**GIVEN REQUEST:**
Pictures stay out of the copy; restate everything else in the material exactly.

::::::

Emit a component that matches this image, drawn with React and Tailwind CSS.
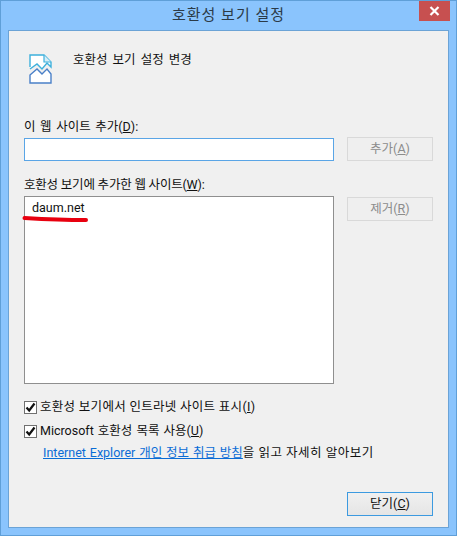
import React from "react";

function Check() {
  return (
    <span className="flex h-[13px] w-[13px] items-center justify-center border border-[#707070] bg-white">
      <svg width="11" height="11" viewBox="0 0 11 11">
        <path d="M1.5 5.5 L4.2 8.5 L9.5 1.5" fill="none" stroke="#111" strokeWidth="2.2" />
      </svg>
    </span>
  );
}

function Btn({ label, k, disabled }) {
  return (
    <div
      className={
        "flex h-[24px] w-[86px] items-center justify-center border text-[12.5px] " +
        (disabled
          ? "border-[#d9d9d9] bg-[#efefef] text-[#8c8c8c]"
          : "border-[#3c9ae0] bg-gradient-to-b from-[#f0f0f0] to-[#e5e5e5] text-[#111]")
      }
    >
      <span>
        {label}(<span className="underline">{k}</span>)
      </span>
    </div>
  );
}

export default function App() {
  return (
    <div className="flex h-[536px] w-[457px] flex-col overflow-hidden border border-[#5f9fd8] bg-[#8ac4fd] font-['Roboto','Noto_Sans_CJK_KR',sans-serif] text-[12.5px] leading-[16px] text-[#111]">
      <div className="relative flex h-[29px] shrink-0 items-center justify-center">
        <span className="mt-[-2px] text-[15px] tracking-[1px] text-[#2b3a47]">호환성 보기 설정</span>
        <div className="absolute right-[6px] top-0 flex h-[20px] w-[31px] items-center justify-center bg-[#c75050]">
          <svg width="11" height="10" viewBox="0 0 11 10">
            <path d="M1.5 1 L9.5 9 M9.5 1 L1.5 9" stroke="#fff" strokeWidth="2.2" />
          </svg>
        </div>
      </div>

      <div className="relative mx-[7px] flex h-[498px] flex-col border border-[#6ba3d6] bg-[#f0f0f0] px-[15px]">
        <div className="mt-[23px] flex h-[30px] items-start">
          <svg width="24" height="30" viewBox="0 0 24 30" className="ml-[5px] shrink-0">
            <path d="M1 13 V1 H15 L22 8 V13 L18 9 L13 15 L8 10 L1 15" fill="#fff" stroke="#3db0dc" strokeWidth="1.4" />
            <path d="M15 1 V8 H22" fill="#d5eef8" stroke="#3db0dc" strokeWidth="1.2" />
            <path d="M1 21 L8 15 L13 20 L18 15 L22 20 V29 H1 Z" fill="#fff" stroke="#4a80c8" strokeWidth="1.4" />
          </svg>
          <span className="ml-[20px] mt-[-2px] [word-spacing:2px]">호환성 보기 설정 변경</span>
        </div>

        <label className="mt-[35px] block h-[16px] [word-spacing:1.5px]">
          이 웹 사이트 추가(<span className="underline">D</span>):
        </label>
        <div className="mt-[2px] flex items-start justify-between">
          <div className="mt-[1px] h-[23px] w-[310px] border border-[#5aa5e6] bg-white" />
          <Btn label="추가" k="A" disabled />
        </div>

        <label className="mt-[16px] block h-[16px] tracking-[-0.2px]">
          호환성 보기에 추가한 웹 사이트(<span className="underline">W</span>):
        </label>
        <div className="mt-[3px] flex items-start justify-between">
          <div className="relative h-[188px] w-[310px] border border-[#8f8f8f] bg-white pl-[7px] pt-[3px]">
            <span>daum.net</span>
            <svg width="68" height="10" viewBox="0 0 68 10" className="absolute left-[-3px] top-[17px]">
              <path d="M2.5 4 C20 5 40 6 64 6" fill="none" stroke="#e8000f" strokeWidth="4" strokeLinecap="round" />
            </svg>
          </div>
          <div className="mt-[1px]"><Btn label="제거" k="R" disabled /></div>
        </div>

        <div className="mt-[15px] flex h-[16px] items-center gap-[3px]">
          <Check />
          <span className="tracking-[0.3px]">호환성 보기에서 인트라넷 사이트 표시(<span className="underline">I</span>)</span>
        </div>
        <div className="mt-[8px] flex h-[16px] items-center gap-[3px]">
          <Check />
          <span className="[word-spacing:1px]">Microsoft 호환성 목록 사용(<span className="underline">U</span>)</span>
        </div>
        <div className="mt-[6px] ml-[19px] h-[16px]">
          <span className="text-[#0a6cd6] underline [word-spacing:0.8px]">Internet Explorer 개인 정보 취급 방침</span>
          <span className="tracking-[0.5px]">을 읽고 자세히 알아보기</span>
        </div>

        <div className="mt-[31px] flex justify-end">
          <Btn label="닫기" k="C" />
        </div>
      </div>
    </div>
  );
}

::::::

**PROBLEM SOLUTION:**
Emit a component that matches this image, drawn with React and Tailwind CSS.
import React from "react";

function Check() {
  return (
    <span className="flex h-[13px] w-[13px] items-center justify-center border border-[#707070] bg-white">
      <svg width="11" height="11" viewBox="0 0 11 11">
        <path d="M1.5 5.5 L4.2 8.5 L9.5 1.5" fill="none" stroke="#111" strokeWidth="2.2" />
      </svg>
    </span>
  );
}

function Btn({ label, k, disabled }) {
  return (
    <div
      className={
        "flex h-[24px] w-[86px] items-center justify-center border text-[12.5px] " +
        (disabled
          ? "border-[#d9d9d9] bg-[#efefef] text-[#8c8c8c]"
          : "border-[#3c9ae0] bg-gradient-to-b from-[#f0f0f0] to-[#e5e5e5] text-[#111]")
      }
    >
      <span>
        {label}(<span className="underline">{k}</span>)
      </span>
    </div>
  );
}

export default function App() {
  return (
    <div className="flex h-[536px] w-[457px] flex-col overflow-hidden border border-[#5f9fd8] bg-[#8ac4fd] font-['Roboto','Noto_Sans_CJK_KR',sans-serif] text-[12.5px] leading-[16px] text-[#111]">
      <div className="relative flex h-[29px] shrink-0 items-center justify-center">
        <span className="mt-[-2px] text-[15px] tracking-[1px] text-[#2b3a47]">호환성 보기 설정</span>
        <div className="absolute right-[6px] top-0 flex h-[20px] w-[31px] items-center justify-center bg-[#c75050]">
          <svg width="11" height="10" viewBox="0 0 11 10">
            <path d="M1.5 1 L9.5 9 M9.5 1 L1.5 9" stroke="#fff" strokeWidth="2.2" />
          </svg>
        </div>
      </div>

      <div className="relative mx-[7px] flex h-[498px] flex-col border border-[#6ba3d6] bg-[#f0f0f0] px-[15px]">
        <div className="mt-[23px] flex h-[30px] items-start">
          <svg width="24" height="30" viewBox="0 0 24 30" className="ml-[5px] shrink-0">
            <path d="M1 13 V1 H15 L22 8 V13 L18 9 L13 15 L8 10 L1 15" fill="#fff" stroke="#3db0dc" strokeWidth="1.4" />
            <path d="M15 1 V8 H22" fill="#d5eef8" stroke="#3db0dc" strokeWidth="1.2" />
            <path d="M1 21 L8 15 L13 20 L18 15 L22 20 V29 H1 Z" fill="#fff" stroke="#4a80c8" strokeWidth="1.4" />
          </svg>
          <span className="ml-[20px] mt-[-2px] [word-spacing:2px]">호환성 보기 설정 변경</span>
        </div>

        <label className="mt-[35px] block h-[16px] [word-spacing:1.5px]">
          이 웹 사이트 추가(<span className="underline">D</span>):
        </label>
        <div className="mt-[2px] flex items-start justify-between">
          <div className="mt-[1px] h-[23px] w-[310px] border border-[#5aa5e6] bg-white" />
          <Btn label="추가" k="A" disabled />
        </div>

        <label className="mt-[16px] block h-[16px] tracking-[-0.2px]">
          호환성 보기에 추가한 웹 사이트(<span className="underline">W</span>):
        </label>
        <div className="mt-[3px] flex items-start justify-between">
          <div className="relative h-[188px] w-[310px] border border-[#8f8f8f] bg-white pl-[7px] pt-[3px]">
            <span>daum.net</span>
            <svg width="68" height="10" viewBox="0 0 68 10" className="absolute left-[-3px] top-[17px]">
              <path d="M2.5 4 C20 5 40 6 64 6" fill="none" stroke="#e8000f" strokeWidth="4" strokeLinecap="round" />
            </svg>
          </div>
          <div className="mt-[1px]"><Btn label="제거" k="R" disabled /></div>
        </div>

        <div className="mt-[15px] flex h-[16px] items-center gap-[3px]">
          <Check />
          <span className="tracking-[0.3px]">호환성 보기에서 인트라넷 사이트 표시(<span className="underline">I</span>)</span>
        </div>
        <div className="mt-[8px] flex h-[16px] items-center gap-[3px]">
          <Check />
          <span className="[word-spacing:1px]">Microsoft 호환성 목록 사용(<span className="underline">U</span>)</span>
        </div>
        <div className="mt-[6px] ml-[19px] h-[16px]">
          <span className="text-[#0a6cd6] underline [word-spacing:0.8px]">Internet Explorer 개인 정보 취급 방침</span>
          <span className="tracking-[0.5px]">을 읽고 자세히 알아보기</span>
        </div>

        <div className="mt-[31px] flex justify-end">
          <Btn label="닫기" k="C" />
        </div>
      </div>
    </div>
  );
}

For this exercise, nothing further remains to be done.